§ **TASK GOAL**:
Print exactly the lines from the first one down to the line containing "customElements.define('top-bar', TopBar);", both ends included, with no pictures and nothing else.

________________

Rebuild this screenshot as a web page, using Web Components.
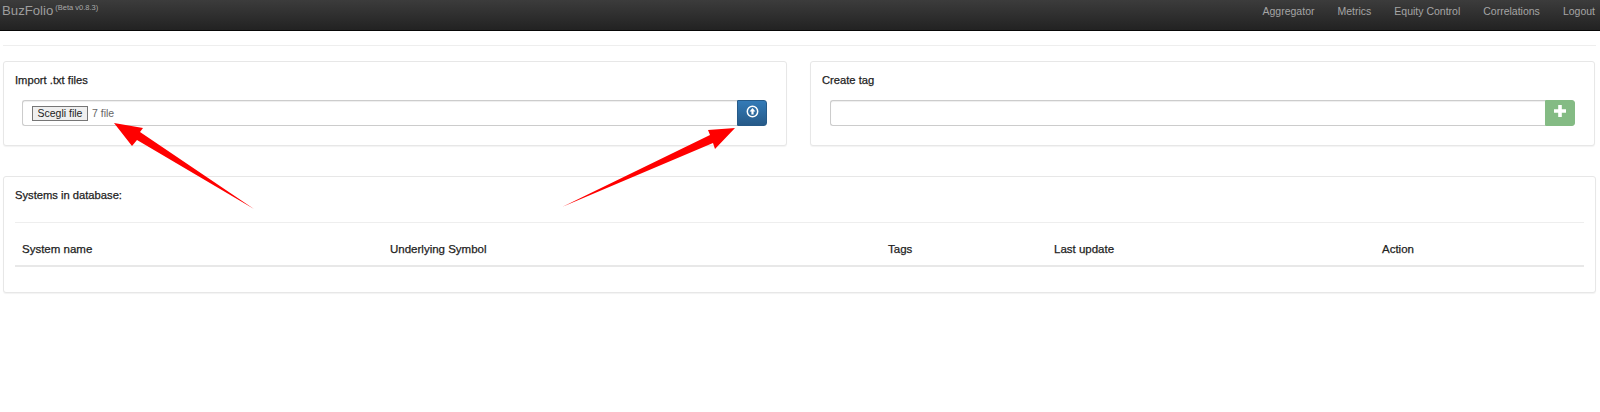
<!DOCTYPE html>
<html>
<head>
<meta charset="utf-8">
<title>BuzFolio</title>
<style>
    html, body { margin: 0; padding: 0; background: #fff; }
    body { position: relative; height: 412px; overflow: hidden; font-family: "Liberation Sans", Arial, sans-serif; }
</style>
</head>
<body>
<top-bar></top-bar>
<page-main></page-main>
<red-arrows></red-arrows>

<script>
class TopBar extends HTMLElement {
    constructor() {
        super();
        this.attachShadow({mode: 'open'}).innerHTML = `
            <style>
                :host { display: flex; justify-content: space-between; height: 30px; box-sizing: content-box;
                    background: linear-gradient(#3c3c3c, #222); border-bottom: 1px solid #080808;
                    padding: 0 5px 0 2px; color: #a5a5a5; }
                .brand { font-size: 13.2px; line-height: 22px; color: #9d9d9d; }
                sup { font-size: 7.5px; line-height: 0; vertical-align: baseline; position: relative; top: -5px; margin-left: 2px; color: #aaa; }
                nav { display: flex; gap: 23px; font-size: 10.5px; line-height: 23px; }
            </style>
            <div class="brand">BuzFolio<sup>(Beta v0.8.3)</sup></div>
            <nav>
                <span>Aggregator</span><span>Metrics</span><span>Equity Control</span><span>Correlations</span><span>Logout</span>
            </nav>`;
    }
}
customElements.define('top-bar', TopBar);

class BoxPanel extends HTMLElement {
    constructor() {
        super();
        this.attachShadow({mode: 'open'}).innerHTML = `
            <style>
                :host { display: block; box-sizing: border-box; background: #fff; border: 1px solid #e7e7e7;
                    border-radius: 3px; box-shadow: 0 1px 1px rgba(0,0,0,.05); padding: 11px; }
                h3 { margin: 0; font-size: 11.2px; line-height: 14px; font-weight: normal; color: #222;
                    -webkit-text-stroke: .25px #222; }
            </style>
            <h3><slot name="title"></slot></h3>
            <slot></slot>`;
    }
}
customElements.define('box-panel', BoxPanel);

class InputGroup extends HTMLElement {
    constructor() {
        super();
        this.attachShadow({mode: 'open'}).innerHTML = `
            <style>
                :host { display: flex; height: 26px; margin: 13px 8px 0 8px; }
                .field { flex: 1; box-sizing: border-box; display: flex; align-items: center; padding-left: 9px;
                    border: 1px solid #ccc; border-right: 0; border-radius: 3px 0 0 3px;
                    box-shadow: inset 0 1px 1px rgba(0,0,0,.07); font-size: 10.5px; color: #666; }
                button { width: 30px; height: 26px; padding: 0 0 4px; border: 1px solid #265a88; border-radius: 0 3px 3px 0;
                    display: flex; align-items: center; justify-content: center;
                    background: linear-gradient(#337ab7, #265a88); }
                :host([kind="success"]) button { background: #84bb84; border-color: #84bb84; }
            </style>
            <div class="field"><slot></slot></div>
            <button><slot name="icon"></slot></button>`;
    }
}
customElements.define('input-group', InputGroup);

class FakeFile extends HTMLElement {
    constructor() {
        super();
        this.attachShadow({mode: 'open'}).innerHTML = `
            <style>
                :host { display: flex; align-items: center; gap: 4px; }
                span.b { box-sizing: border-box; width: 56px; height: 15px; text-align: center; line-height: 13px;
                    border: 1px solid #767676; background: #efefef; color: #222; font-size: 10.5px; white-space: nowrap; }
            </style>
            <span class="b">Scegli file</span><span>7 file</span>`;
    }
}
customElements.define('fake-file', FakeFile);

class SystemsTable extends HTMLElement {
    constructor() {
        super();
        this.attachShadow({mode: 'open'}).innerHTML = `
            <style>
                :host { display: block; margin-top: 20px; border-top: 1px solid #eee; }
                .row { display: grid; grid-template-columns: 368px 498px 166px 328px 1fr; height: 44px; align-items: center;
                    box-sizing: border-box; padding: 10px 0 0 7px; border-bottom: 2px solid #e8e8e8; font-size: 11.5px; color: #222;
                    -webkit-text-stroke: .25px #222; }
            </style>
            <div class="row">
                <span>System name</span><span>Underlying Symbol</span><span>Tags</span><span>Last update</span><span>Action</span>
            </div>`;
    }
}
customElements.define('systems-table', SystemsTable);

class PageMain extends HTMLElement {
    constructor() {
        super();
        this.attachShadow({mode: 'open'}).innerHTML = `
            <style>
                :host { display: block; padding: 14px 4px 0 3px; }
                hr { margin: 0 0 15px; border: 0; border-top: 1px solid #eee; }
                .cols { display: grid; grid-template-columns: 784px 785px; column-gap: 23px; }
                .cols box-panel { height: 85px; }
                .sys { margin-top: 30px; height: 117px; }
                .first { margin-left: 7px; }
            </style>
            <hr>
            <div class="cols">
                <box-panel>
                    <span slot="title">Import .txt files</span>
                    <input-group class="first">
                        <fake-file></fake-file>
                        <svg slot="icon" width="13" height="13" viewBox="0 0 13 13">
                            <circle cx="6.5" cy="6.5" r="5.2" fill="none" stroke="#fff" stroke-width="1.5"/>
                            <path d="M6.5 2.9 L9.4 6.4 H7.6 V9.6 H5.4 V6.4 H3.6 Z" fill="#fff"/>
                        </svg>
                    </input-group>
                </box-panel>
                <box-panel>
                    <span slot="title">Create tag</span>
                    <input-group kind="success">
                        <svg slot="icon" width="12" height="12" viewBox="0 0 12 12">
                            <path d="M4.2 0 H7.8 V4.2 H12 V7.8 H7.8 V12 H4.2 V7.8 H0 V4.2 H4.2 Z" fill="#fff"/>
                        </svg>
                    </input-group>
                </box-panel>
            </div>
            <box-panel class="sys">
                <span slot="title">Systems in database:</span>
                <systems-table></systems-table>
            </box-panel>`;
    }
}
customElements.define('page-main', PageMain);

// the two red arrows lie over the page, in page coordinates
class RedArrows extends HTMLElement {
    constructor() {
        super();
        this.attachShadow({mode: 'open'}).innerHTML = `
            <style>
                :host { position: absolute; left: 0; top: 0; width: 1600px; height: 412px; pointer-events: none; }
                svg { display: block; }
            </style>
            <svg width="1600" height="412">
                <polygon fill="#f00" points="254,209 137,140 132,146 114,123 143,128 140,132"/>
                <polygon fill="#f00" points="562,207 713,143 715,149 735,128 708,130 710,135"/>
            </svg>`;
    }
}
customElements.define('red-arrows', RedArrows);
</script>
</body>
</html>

________________

§ **EXERCISE ANSWER**:
Rebuild this screenshot as a web page, using Web Components.
<!DOCTYPE html>
<html>
<head>
<meta charset="utf-8">
<title>BuzFolio</title>
<style>
    html, body { margin: 0; padding: 0; background: #fff; }
    body { position: relative; height: 412px; overflow: hidden; font-family: "Liberation Sans", Arial, sans-serif; }
</style>
</head>
<body>
<top-bar></top-bar>
<page-main></page-main>
<red-arrows></red-arrows>

<script>
class TopBar extends HTMLElement {
    constructor() {
        super();
        this.attachShadow({mode: 'open'}).innerHTML = `
            <style>
                :host { display: flex; justify-content: space-between; height: 30px; box-sizing: content-box;
                    background: linear-gradient(#3c3c3c, #222); border-bottom: 1px solid #080808;
                    padding: 0 5px 0 2px; color: #a5a5a5; }
                .brand { font-size: 13.2px; line-height: 22px; color: #9d9d9d; }
                sup { font-size: 7.5px; line-height: 0; vertical-align: baseline; position: relative; top: -5px; margin-left: 2px; color: #aaa; }
                nav { display: flex; gap: 23px; font-size: 10.5px; line-height: 23px; }
            </style>
            <div class="brand">BuzFolio<sup>(Beta v0.8.3)</sup></div>
            <nav>
                <span>Aggregator</span><span>Metrics</span><span>Equity Control</span><span>Correlations</span><span>Logout</span>
            </nav>`;
    }
}
customElements.define('top-bar', TopBar);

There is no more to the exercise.